**What is being asked**
Set down exactly the lines from the one with "Reproduce this screenshot with Bootstrap 5." to the one with "grid; grid-template-columns: 643fr", both included, and no line outside that range.

**Supplied data**
=======
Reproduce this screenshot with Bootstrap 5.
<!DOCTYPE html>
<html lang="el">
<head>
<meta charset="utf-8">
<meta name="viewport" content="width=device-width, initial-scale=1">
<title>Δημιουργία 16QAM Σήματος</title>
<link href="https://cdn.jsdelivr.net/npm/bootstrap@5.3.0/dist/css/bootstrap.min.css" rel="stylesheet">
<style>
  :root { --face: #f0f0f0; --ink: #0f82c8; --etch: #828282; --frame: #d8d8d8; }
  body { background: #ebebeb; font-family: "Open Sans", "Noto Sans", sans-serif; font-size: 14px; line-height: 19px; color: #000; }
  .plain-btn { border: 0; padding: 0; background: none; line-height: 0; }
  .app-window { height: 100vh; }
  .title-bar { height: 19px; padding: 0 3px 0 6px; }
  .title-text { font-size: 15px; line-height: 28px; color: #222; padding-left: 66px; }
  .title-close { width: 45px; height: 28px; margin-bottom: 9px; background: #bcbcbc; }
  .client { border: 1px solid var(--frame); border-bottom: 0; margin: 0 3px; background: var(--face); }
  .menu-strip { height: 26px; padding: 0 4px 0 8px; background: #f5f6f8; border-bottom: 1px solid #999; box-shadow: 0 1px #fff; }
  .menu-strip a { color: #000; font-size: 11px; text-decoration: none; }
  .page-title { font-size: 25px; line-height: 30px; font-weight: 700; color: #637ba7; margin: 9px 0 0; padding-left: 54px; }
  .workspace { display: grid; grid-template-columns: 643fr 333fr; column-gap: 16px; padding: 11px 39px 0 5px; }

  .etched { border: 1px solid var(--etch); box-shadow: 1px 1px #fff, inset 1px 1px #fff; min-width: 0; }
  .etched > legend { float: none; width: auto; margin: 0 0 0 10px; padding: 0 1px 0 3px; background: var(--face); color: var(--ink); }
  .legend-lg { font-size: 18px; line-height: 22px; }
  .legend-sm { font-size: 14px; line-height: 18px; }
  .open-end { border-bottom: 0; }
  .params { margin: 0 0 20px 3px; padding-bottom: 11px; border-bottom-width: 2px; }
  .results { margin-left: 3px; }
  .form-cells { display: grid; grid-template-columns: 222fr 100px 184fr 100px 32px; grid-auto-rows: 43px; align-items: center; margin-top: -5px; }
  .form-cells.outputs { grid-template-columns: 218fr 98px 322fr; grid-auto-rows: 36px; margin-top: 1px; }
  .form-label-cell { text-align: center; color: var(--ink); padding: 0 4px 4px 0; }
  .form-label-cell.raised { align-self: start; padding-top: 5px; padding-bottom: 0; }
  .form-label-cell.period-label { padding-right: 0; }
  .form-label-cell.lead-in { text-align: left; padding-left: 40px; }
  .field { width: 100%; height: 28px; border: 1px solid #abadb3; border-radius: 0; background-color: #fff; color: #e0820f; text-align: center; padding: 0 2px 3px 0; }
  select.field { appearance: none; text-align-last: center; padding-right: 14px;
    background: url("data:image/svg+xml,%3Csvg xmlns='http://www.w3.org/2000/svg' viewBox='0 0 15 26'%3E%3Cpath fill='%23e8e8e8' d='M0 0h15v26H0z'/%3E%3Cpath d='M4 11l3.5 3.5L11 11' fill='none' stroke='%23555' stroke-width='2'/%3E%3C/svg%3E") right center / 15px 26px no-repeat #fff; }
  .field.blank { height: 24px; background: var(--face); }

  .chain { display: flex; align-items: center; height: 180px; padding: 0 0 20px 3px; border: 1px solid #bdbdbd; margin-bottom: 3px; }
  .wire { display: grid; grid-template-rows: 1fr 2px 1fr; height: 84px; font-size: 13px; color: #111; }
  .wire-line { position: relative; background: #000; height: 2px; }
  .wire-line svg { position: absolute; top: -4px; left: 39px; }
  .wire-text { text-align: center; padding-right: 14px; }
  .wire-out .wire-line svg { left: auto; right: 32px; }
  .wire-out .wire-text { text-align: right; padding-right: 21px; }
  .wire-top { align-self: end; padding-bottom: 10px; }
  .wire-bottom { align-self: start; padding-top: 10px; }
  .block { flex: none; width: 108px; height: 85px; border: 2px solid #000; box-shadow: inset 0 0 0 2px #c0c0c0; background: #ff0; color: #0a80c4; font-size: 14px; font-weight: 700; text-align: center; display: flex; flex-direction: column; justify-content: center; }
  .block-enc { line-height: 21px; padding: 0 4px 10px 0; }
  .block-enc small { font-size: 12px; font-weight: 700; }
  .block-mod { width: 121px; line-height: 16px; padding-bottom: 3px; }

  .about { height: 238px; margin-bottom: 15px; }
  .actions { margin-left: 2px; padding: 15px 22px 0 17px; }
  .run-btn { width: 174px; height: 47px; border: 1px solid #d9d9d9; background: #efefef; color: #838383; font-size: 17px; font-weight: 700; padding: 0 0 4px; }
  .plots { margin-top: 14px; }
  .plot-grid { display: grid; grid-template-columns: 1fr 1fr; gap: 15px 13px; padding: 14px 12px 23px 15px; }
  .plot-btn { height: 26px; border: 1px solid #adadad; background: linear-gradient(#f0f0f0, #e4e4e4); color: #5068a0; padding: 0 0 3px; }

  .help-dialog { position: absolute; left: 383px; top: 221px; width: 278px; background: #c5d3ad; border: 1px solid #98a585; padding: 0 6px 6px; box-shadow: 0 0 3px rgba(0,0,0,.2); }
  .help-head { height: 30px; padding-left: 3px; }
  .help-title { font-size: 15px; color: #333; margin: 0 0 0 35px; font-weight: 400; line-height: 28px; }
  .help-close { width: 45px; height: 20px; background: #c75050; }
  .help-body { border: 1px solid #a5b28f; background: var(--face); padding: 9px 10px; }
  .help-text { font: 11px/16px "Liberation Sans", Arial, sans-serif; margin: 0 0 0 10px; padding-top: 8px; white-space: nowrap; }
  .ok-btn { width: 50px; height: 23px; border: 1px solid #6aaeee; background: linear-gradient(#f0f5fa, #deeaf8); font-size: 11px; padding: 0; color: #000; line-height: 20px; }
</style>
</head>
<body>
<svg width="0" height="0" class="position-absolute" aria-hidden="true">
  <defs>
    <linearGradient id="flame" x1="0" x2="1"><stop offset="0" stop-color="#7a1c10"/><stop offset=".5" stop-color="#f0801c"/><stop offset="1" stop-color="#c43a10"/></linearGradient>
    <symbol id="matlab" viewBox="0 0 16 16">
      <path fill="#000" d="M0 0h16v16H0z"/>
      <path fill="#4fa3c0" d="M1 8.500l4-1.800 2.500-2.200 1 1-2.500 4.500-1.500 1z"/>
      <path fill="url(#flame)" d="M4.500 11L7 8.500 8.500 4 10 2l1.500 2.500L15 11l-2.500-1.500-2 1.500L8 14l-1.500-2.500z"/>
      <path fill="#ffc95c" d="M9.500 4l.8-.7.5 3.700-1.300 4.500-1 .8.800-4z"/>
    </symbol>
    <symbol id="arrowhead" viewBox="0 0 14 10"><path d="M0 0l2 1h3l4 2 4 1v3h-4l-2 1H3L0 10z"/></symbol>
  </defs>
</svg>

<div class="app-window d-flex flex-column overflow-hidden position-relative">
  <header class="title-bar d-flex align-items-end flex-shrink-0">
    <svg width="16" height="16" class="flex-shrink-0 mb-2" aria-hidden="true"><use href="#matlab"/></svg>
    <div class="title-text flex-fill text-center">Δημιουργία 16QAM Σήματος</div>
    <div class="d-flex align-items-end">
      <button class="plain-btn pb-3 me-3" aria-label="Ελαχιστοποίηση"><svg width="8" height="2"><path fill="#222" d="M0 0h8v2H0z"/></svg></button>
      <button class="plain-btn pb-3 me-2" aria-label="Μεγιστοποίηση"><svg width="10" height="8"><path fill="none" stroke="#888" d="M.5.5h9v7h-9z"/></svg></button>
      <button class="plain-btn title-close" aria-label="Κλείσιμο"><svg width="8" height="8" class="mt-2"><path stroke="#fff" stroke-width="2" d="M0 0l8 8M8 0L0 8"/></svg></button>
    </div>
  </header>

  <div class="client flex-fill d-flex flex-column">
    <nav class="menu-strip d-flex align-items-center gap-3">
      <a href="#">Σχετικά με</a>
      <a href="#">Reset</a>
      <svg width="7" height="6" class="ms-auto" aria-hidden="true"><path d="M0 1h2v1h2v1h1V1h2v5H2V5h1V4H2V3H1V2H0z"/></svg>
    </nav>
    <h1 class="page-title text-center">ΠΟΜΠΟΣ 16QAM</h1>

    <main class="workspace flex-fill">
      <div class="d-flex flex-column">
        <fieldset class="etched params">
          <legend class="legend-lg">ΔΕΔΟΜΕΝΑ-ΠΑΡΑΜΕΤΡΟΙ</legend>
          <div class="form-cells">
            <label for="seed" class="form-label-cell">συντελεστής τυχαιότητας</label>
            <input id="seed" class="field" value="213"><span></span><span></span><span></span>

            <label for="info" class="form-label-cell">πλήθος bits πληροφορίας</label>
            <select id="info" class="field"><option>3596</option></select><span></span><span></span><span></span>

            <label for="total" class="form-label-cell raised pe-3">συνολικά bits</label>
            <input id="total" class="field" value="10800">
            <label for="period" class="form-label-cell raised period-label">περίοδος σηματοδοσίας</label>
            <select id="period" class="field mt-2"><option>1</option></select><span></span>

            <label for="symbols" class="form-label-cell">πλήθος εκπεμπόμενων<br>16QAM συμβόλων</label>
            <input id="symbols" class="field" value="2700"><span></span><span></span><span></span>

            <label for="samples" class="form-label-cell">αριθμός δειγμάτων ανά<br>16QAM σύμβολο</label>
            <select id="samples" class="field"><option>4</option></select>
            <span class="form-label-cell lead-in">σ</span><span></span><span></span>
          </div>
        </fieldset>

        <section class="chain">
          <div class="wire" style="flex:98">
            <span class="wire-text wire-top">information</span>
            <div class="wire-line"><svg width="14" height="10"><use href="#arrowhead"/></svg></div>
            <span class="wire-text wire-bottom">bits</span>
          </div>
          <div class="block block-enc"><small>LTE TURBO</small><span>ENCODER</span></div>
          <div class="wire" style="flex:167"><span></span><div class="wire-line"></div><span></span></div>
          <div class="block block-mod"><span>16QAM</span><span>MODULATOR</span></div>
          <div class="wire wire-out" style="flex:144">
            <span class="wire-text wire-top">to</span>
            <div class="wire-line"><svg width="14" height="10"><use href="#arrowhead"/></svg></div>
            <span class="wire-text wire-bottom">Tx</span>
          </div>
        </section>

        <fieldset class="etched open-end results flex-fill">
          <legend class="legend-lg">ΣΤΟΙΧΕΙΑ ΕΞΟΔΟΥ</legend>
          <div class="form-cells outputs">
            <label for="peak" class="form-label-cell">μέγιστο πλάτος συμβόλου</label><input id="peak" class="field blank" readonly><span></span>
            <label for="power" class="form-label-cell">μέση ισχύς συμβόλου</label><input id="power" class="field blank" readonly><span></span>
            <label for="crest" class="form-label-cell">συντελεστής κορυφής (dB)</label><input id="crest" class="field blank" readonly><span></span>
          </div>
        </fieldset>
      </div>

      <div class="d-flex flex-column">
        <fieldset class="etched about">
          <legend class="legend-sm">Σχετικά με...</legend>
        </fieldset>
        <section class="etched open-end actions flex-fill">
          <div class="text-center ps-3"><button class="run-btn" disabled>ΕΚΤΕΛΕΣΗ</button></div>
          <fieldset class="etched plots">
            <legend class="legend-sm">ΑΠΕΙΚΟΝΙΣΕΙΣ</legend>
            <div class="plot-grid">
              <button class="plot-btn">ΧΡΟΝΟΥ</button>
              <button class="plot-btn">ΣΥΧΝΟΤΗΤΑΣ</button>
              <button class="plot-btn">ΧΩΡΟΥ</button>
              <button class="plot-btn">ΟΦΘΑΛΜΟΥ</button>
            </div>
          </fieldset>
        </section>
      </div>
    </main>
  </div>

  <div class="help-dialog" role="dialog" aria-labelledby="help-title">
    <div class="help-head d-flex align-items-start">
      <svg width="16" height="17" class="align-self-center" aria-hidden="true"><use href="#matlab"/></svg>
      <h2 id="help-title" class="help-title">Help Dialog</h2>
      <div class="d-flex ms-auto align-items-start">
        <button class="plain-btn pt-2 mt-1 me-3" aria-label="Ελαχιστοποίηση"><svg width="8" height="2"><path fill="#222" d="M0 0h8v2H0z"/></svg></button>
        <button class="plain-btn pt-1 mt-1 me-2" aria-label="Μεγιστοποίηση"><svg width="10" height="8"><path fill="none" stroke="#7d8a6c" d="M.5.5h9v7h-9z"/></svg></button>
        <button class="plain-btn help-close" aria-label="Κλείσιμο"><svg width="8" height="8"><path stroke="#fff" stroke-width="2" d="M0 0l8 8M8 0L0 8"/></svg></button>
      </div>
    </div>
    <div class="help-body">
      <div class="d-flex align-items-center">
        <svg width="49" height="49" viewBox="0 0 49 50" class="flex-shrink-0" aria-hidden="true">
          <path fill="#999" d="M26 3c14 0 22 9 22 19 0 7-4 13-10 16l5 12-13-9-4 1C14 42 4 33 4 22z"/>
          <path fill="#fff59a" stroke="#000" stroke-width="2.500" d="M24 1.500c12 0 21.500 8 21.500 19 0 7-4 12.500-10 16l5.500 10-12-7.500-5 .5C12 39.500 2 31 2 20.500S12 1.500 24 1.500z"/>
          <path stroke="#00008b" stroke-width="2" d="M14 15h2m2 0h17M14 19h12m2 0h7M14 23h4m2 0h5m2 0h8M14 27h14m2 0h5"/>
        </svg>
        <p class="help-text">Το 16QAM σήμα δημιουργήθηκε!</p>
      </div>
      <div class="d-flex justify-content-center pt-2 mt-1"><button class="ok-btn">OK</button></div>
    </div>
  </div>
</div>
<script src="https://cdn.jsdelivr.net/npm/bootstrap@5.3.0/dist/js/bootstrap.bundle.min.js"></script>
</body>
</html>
=======
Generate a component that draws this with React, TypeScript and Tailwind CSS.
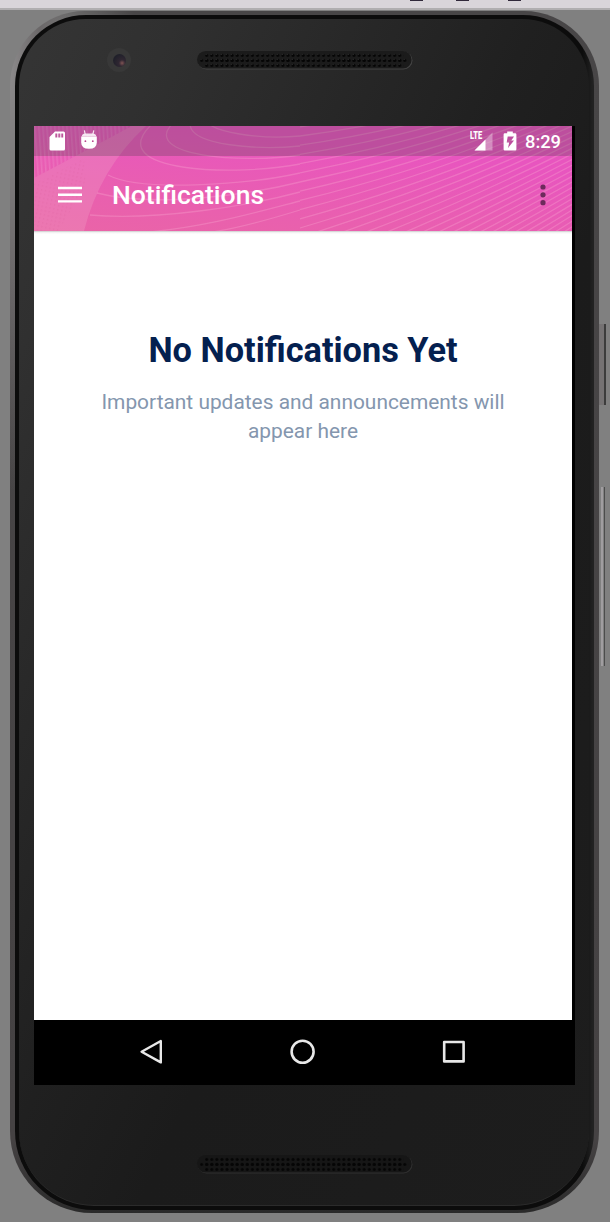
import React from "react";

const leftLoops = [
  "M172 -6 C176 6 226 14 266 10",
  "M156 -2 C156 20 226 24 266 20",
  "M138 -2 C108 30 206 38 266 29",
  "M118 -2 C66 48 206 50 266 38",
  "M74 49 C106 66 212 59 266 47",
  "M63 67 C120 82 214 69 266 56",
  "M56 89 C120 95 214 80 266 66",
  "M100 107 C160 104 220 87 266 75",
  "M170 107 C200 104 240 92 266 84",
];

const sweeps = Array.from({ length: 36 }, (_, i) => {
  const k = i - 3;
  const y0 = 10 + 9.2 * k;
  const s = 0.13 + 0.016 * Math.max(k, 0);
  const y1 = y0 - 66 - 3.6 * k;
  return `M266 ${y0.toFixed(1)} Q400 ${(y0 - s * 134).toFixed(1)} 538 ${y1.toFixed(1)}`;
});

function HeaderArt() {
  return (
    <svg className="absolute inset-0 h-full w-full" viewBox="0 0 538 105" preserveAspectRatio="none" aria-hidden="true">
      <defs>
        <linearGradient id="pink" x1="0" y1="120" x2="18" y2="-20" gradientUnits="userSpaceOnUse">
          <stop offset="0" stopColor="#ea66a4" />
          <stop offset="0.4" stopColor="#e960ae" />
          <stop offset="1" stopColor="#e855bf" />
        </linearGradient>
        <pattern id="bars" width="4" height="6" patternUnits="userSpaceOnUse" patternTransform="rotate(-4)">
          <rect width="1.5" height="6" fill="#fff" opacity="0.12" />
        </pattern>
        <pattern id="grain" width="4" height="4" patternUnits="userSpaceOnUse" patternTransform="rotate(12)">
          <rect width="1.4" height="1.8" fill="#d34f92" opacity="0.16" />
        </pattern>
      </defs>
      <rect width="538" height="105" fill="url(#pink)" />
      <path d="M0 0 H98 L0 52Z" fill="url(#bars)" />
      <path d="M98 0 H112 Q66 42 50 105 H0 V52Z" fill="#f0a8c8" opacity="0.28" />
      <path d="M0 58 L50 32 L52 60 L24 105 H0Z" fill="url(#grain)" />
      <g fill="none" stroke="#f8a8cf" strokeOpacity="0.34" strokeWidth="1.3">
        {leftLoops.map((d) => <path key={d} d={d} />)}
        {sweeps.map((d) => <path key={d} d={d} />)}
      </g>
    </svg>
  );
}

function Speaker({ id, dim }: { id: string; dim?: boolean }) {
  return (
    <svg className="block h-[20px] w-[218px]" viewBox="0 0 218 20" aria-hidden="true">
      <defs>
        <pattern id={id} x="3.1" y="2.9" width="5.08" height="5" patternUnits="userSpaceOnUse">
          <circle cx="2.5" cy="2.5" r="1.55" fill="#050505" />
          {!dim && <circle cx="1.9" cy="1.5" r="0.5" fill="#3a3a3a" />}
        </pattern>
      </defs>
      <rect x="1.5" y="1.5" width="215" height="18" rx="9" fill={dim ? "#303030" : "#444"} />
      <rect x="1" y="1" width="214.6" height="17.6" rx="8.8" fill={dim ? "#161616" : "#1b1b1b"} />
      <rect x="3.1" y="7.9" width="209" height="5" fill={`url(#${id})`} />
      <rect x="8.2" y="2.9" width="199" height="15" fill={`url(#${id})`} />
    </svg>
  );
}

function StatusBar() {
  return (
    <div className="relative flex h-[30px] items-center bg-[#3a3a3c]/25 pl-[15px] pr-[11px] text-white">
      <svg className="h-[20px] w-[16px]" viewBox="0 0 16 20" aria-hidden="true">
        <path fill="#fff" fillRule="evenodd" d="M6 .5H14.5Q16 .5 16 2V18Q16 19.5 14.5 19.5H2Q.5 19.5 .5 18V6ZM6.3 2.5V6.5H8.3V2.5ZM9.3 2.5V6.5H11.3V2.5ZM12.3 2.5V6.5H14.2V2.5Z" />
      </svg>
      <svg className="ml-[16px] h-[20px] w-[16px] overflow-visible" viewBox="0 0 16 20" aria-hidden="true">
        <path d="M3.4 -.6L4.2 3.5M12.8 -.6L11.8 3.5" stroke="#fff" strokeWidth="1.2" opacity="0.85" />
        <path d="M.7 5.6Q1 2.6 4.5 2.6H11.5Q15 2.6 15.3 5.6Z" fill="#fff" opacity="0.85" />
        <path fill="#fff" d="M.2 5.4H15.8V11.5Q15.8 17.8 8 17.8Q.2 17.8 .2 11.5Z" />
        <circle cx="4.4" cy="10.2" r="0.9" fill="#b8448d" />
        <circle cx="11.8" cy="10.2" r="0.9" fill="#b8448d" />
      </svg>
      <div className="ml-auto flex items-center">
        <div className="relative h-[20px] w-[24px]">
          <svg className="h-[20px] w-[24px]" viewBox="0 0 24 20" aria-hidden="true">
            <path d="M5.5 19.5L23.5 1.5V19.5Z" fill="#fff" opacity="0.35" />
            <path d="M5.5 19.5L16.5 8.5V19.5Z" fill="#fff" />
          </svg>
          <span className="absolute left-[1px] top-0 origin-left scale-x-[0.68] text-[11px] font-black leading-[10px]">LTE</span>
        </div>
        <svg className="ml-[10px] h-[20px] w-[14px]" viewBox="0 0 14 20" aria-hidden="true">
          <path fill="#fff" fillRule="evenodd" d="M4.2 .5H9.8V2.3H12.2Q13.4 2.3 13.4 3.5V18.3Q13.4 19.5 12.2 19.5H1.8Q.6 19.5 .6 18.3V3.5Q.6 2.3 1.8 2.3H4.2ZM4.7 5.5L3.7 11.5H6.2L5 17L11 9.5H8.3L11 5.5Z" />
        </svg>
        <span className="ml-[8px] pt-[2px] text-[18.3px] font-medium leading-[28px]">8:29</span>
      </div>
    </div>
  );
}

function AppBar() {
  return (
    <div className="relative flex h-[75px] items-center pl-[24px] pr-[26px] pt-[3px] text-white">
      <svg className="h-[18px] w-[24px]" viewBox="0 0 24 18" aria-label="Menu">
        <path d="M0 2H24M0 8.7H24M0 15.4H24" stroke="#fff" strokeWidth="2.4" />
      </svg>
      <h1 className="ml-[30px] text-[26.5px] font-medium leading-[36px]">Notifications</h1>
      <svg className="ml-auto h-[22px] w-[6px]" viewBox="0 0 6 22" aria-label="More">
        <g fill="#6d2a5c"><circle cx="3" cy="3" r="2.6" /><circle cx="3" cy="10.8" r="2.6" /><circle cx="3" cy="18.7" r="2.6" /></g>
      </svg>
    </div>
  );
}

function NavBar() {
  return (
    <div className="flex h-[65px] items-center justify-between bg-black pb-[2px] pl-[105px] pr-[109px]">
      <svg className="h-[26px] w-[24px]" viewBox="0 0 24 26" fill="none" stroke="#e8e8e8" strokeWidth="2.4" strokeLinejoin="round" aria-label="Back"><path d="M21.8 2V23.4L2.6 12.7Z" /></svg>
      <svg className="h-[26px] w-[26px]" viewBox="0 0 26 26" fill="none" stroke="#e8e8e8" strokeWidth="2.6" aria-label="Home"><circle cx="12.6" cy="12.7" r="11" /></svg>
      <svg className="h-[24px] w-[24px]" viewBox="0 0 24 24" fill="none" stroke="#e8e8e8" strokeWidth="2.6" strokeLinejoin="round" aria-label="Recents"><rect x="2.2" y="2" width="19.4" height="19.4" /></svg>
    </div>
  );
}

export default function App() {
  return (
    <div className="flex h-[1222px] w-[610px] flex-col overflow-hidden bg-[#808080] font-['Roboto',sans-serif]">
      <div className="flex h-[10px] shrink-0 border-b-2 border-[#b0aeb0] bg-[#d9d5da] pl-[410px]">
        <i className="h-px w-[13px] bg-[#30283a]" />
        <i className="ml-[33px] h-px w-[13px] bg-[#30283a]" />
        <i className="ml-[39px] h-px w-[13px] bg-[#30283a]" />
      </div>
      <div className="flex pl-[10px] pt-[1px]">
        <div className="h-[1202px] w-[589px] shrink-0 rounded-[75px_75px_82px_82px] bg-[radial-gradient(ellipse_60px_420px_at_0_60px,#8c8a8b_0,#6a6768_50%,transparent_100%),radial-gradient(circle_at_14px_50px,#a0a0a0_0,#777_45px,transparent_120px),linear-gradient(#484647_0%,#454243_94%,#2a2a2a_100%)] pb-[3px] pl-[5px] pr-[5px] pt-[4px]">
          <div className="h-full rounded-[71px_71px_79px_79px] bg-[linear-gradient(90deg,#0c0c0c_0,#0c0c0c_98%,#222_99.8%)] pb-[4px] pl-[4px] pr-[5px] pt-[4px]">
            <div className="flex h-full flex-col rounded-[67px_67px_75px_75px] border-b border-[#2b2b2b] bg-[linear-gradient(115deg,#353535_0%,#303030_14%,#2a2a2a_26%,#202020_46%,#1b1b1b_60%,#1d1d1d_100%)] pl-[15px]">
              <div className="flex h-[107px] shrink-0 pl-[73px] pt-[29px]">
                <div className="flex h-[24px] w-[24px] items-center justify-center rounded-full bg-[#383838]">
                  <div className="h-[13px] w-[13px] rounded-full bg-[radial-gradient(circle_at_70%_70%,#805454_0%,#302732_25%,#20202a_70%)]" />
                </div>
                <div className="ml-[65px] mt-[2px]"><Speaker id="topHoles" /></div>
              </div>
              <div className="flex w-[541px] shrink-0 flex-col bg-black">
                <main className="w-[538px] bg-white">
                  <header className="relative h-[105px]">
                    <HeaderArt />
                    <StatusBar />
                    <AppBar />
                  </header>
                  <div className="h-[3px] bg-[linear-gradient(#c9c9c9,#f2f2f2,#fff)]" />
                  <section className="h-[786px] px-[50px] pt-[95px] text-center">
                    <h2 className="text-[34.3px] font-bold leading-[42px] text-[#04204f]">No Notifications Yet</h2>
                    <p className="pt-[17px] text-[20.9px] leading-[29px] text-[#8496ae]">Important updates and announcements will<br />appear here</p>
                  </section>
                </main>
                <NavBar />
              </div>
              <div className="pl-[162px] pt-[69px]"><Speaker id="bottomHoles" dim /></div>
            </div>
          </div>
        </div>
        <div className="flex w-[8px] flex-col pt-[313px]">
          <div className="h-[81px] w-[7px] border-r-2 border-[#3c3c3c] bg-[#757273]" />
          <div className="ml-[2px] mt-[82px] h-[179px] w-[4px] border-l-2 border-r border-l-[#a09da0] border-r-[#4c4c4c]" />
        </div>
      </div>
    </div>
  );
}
=======
**Exercise output**
Reproduce this screenshot with Bootstrap 5.
<!DOCTYPE html>
<html lang="el">
<head>
<meta charset="utf-8">
<meta name="viewport" content="width=device-width, initial-scale=1">
<title>Δημιουργία 16QAM Σήματος</title>
<link href="https://cdn.jsdelivr.net/npm/bootstrap@5.3.0/dist/css/bootstrap.min.css" rel="stylesheet">
<style>
  :root { --face: #f0f0f0; --ink: #0f82c8; --etch: #828282; --frame: #d8d8d8; }
  body { background: #ebebeb; font-family: "Open Sans", "Noto Sans", sans-serif; font-size: 14px; line-height: 19px; color: #000; }
  .plain-btn { border: 0; padding: 0; background: none; line-height: 0; }
  .app-window { height: 100vh; }
  .title-bar { height: 19px; padding: 0 3px 0 6px; }
  .title-text { font-size: 15px; line-height: 28px; color: #222; padding-left: 66px; }
  .title-close { width: 45px; height: 28px; margin-bottom: 9px; background: #bcbcbc; }
  .client { border: 1px solid var(--frame); border-bottom: 0; margin: 0 3px; background: var(--face); }
  .menu-strip { height: 26px; padding: 0 4px 0 8px; background: #f5f6f8; border-bottom: 1px solid #999; box-shadow: 0 1px #fff; }
  .menu-strip a { color: #000; font-size: 11px; text-decoration: none; }
  .page-title { font-size: 25px; line-height: 30px; font-weight: 700; color: #637ba7; margin: 9px 0 0; padding-left: 54px; }
  .workspace { display: grid; grid-template-columns: 643fr 333fr; column-gap: 16px; padding: 11px 39px 0 5px; }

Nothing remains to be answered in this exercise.